» STATED GOAL
Find the word "this" in the records below. List each line containing it.

» STORED ROWS
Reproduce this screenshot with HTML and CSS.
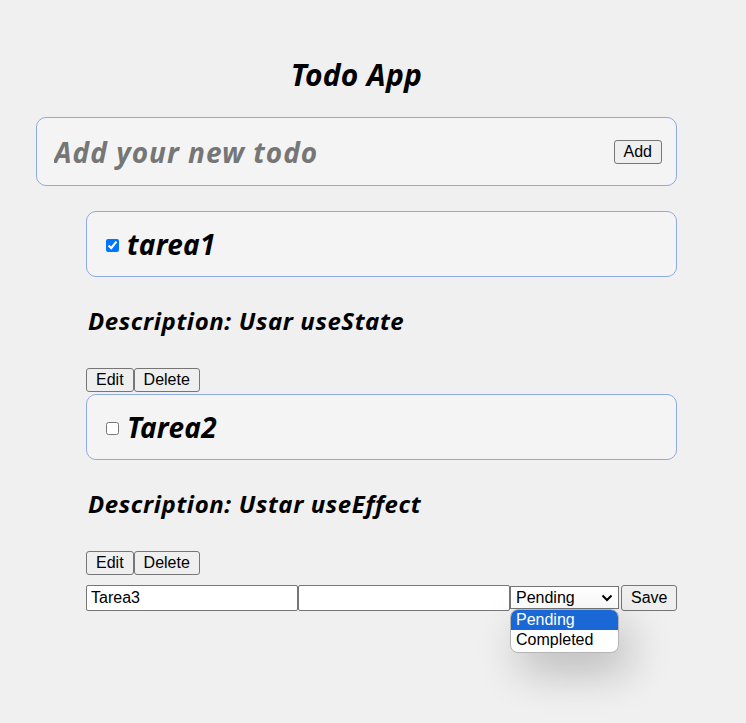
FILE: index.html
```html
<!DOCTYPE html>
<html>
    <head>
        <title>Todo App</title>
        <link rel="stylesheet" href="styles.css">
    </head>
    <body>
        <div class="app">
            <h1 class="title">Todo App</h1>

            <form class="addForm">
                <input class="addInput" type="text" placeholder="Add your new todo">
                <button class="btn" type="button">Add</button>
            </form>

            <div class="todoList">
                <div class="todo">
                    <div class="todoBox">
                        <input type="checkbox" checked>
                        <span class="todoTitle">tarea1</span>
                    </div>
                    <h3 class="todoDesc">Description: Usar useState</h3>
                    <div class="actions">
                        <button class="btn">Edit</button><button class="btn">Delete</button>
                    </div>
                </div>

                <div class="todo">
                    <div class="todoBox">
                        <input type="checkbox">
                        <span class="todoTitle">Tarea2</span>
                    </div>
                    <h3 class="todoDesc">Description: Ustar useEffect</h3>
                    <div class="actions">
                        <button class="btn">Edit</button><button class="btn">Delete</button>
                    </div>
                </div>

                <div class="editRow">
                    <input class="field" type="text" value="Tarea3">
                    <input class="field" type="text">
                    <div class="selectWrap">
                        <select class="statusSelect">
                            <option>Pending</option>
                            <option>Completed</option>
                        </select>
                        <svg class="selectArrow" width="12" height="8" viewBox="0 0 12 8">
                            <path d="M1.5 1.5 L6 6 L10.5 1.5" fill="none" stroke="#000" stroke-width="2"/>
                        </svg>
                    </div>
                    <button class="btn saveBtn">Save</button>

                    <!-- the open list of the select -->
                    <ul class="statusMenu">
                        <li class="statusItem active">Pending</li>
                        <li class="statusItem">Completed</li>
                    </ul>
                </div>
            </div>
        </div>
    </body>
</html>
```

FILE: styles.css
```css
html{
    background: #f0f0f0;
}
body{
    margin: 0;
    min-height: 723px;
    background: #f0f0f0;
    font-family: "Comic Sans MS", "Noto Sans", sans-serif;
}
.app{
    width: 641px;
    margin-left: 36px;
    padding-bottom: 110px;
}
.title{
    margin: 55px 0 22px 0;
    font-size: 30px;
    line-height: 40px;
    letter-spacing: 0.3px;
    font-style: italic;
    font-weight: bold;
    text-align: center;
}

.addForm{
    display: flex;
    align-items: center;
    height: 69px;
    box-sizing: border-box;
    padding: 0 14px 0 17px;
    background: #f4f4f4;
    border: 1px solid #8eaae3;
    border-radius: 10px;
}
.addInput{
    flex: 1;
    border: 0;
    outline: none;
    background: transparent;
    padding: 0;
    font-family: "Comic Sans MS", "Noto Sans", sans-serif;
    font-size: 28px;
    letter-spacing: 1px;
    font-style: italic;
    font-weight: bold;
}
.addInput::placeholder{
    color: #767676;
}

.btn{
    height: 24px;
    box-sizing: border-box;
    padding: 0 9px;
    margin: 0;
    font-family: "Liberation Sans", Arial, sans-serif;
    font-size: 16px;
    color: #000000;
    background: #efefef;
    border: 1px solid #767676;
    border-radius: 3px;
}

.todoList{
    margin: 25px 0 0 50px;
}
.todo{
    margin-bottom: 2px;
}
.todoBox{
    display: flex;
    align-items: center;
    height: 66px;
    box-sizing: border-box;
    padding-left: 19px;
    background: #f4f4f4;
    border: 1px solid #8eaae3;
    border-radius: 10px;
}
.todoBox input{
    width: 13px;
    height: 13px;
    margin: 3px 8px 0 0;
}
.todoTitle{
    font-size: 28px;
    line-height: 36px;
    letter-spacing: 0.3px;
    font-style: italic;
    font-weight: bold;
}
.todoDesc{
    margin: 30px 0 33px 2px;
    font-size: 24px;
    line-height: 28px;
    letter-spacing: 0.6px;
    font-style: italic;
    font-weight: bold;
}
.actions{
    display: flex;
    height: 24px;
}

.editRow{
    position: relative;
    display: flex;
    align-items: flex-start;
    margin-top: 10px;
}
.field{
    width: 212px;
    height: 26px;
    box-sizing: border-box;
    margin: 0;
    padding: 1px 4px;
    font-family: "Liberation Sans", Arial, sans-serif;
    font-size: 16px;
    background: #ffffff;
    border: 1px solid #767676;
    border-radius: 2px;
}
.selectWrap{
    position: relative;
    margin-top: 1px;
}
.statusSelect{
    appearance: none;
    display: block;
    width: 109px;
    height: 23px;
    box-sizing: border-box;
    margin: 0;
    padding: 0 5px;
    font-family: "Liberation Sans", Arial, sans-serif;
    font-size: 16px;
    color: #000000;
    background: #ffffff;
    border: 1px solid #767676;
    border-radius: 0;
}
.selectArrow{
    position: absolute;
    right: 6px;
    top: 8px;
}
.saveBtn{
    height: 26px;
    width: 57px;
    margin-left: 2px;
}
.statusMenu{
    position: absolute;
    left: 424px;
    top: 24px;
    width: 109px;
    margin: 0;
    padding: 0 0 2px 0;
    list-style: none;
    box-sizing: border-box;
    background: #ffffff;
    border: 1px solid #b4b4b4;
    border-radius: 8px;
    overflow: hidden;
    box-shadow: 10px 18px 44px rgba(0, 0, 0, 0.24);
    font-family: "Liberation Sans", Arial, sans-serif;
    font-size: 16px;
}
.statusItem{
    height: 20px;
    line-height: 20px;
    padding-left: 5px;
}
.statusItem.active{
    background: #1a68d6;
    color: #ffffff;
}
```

...

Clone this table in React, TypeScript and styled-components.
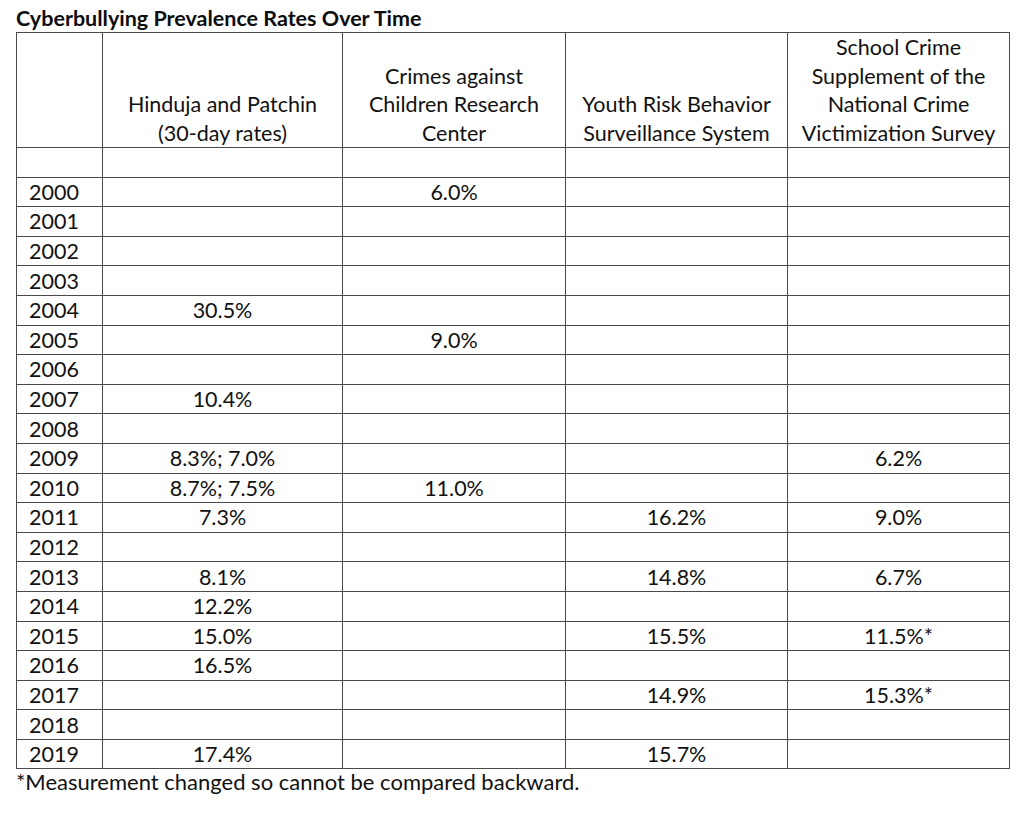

» ANSWER TO THE EXERCISE
Reproduce this screenshot with HTML and CSS.
Clone this table in React, TypeScript and styled-components.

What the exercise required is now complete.